Monday, May 15, 2006
So, like it or not, I've been labeled, via the loss of another child. After Alexis, I refused the "Angel Baby" addendum in my signatures. Now it's been pluralized, and regardless of my refusal to join the ranks of the "Mommy of Angel Babies" club, it's still how people think of me, how they refer to me in emails sometimes. Like it's a compliment. Well, here's how I see it.
I've spent 5 years, since my daughter's death, being told that
I am not to blame. But you see, that's a double edged sword. Blame and credit are synonymous, the only difference being in connotation.
I cannot deny culpability,
and take credit. To do so would make me a hypocrite.
So if I say that, for the most part at least, I have accepted that their heart defects, and their resulting deaths, are not my fault - I must also say that there's nothing for which I should take credit.
For that reason, I still refrain from being the proud bearer of the "Mother of an Angel Baby" badge in my signature.

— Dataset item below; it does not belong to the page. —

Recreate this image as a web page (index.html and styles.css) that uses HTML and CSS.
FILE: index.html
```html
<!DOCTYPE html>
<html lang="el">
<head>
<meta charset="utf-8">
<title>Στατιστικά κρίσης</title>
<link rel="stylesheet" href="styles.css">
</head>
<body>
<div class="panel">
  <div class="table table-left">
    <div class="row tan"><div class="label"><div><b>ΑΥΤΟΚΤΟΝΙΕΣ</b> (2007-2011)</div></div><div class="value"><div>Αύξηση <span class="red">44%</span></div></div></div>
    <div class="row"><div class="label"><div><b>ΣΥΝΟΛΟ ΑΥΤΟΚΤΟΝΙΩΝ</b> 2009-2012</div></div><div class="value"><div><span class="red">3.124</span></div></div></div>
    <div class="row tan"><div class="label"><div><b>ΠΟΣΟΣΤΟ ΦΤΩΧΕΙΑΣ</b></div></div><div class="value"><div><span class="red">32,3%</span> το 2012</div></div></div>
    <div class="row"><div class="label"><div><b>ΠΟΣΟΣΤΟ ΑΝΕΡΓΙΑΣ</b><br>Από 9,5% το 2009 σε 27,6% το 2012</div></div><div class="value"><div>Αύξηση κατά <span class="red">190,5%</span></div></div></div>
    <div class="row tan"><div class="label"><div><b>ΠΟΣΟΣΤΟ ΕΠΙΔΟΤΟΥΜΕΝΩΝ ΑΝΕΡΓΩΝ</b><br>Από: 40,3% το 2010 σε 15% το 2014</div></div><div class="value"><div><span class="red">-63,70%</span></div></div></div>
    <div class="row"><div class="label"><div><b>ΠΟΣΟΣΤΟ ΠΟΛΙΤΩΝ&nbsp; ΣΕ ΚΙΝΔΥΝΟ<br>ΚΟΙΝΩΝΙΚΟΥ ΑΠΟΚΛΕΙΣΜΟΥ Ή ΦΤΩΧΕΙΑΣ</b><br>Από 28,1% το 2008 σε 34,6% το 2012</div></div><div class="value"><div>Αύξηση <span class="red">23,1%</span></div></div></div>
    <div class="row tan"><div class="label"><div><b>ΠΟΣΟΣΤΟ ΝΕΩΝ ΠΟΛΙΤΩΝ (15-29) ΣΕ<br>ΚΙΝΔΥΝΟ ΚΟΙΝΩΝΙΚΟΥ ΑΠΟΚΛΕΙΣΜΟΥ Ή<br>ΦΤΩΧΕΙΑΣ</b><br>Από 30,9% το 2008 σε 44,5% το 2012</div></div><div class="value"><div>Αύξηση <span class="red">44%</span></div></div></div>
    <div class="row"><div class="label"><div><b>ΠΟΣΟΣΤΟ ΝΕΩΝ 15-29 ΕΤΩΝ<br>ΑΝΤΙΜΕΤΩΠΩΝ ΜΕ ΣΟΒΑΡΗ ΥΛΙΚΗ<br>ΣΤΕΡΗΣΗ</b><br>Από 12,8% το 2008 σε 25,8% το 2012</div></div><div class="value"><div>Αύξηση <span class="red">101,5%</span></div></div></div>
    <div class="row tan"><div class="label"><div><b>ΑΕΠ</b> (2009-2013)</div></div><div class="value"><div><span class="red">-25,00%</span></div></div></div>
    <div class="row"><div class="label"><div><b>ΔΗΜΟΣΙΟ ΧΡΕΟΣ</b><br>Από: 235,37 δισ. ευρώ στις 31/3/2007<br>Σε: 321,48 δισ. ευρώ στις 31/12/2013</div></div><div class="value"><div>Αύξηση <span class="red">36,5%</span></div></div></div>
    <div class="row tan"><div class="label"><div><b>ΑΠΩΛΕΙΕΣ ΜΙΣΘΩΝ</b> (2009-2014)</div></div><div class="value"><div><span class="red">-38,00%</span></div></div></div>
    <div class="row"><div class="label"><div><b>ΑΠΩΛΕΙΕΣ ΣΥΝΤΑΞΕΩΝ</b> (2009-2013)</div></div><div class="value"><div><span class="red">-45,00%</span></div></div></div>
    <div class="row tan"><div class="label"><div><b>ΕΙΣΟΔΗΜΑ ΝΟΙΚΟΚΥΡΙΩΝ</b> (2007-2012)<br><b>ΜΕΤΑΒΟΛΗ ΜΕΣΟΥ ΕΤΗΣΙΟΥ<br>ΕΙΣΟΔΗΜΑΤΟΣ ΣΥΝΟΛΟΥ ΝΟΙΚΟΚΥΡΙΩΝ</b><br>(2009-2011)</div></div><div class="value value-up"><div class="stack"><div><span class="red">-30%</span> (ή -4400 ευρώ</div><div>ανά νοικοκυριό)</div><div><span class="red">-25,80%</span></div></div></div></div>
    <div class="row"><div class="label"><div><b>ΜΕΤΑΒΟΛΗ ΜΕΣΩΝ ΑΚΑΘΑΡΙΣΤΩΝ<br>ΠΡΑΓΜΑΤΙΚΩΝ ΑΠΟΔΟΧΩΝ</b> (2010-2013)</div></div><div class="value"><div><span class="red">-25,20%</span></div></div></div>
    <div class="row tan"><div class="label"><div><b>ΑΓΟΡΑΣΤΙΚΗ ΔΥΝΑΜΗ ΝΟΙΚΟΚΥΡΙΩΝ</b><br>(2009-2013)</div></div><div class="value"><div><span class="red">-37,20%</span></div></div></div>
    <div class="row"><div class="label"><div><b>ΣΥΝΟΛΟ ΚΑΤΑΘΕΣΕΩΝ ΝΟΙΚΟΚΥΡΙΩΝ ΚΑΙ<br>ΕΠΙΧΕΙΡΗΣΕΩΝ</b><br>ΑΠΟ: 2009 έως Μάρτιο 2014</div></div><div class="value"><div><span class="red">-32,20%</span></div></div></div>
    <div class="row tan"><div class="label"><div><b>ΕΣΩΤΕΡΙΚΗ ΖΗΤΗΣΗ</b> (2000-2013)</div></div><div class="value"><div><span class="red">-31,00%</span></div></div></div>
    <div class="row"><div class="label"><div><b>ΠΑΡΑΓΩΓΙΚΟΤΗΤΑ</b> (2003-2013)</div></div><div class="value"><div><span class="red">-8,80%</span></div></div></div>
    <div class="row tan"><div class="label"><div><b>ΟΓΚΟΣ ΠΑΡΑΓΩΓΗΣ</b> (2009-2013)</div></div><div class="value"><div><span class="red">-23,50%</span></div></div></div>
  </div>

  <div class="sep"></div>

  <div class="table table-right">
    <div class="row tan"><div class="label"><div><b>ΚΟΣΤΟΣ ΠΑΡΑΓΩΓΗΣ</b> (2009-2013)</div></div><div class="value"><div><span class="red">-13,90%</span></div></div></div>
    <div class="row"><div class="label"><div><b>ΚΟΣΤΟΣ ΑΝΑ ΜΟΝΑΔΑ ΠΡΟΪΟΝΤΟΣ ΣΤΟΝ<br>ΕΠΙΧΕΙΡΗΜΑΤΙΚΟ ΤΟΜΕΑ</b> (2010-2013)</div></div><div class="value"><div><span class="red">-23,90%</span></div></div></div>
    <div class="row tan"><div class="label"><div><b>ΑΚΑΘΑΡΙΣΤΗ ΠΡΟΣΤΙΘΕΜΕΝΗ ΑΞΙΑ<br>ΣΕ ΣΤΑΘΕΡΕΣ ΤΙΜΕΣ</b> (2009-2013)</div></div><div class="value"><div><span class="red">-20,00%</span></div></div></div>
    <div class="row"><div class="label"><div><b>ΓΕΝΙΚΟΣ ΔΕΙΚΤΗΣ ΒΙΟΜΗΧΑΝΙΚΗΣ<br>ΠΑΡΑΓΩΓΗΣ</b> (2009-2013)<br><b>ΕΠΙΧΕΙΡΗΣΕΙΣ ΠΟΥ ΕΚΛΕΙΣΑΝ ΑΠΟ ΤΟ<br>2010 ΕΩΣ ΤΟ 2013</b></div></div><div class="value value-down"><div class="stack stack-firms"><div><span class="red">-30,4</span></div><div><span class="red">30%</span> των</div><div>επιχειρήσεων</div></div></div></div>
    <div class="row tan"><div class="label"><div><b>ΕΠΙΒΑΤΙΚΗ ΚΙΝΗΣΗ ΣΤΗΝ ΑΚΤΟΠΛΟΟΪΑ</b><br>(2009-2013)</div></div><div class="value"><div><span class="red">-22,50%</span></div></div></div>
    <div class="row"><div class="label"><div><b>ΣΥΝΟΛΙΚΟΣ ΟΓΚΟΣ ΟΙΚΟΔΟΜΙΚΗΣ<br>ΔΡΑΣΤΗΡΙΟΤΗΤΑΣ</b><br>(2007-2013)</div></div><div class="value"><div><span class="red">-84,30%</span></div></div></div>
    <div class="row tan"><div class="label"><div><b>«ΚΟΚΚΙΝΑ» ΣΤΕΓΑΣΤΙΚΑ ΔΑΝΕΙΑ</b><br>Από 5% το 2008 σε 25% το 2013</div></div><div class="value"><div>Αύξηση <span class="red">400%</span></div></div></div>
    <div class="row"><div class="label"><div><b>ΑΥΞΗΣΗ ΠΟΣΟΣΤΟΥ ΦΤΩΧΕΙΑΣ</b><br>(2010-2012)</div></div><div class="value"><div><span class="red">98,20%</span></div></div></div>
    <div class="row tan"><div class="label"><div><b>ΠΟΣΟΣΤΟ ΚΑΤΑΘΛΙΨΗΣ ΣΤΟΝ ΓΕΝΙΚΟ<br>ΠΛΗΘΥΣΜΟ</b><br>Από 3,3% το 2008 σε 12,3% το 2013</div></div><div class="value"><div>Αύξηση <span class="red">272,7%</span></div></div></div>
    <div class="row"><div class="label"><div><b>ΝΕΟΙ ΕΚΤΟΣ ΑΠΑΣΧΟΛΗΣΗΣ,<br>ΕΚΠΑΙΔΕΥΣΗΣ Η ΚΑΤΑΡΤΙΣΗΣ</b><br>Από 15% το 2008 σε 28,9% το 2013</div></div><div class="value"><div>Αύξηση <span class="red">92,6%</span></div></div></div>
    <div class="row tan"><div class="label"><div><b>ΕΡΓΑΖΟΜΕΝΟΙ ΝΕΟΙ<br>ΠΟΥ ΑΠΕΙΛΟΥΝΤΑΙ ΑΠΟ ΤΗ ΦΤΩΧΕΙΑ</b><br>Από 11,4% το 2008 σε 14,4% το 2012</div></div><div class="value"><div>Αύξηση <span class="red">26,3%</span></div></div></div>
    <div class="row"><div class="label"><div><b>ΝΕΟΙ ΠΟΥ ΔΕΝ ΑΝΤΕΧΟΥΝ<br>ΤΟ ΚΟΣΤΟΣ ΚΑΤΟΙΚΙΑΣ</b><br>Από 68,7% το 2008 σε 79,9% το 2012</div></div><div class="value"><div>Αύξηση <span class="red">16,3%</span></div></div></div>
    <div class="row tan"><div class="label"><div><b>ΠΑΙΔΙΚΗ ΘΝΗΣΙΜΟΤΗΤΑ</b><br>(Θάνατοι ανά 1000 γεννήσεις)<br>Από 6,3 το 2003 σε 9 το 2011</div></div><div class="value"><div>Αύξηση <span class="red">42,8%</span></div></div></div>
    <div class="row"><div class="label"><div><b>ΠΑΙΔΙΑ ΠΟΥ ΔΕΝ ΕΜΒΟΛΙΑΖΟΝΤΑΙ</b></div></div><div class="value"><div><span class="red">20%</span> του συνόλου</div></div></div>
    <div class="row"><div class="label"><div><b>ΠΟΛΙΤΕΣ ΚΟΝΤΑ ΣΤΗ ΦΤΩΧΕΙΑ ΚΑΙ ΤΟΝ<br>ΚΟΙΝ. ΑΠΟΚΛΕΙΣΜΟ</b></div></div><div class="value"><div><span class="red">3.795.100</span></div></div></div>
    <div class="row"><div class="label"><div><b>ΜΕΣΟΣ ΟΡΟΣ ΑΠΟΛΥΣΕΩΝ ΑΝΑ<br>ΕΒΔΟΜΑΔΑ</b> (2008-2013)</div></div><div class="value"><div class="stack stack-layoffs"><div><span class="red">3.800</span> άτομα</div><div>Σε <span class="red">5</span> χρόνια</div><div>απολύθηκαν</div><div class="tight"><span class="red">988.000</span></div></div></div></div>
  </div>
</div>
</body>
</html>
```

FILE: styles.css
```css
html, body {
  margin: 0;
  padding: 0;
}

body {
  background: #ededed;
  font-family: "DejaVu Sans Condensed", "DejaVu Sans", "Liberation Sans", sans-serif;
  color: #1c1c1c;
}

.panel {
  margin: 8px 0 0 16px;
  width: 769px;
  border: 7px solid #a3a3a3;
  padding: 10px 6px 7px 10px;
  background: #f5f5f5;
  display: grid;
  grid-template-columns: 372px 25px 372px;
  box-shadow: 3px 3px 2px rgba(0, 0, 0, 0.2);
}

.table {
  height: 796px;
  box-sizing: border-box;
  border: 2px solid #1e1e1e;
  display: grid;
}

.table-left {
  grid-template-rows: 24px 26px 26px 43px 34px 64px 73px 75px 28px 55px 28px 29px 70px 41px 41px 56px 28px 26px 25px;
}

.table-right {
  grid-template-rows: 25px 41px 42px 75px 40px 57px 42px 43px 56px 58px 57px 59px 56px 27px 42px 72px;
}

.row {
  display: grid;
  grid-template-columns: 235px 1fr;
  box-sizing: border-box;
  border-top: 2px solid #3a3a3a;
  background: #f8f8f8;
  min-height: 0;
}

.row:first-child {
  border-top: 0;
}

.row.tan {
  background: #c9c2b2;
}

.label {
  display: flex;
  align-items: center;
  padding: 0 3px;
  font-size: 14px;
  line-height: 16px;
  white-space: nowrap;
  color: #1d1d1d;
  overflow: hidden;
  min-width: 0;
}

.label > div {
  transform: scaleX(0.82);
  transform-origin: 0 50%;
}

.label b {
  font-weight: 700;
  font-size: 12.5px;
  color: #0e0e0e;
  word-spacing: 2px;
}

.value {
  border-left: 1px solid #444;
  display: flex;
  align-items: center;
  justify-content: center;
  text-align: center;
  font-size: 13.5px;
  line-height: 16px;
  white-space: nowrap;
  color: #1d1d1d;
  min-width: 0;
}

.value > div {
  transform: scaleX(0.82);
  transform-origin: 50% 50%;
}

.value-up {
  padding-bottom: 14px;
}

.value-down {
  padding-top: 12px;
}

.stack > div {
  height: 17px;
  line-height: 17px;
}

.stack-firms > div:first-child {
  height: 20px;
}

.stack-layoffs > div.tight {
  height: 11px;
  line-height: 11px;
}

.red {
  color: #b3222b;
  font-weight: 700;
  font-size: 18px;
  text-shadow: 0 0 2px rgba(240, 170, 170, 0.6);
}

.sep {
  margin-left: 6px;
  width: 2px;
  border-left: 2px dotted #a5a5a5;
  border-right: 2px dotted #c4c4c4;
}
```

Aside from that - I have to admit that, as comforting as it may be to some, I do not believe that my children are angels (and again, even if they are, it was not my doing...)
I'd
like to be able to find some sort of solace in the image of my children playing together, keeping one another company, greeting other family members at the gates when they pass away or being cared for by family members who died in the past... But I can't. Only in my poetry do they do those things.
I am not a very religious person anyway, but that isn't how my beliefs on death or religion work. My background in religion (2 parents that were preachers) states that there were a set number of angels created, and that number never changes. I (as well as all of you I assume) was taught that in Heaven (assuming it actually exists) there is no pain or sadness.
To remember us, those who haven't died - to watch us go through the pain of grief, the difficulties of life, to witness us making poor choices and causing ourselves, and each other, pain... Those things would cause our loved ones pain and sadness wouldn't they? So, no, I don't believe that they're watching over me, guarding or protecting me.
And I sincerely hope that I'm right, because I cannot fathom making my children watch me go through this, knowing it is their deaths that cause me this pain.
I am not the mother of two angel babies.
I am a mother who, twice, has watched her child die, who has had the magic of life ripped from my arms again, who has watched two tiny entombed bodies being lowered into the ground. I am a mother who has had to learn
and relearn the devastating permanency of death. So there will never be one of those counters beneath my name that proclaims my status as mother of two children who have died. I can't find anything joyful enough or boast-worthy enough in those experiences to merit a badge of honor.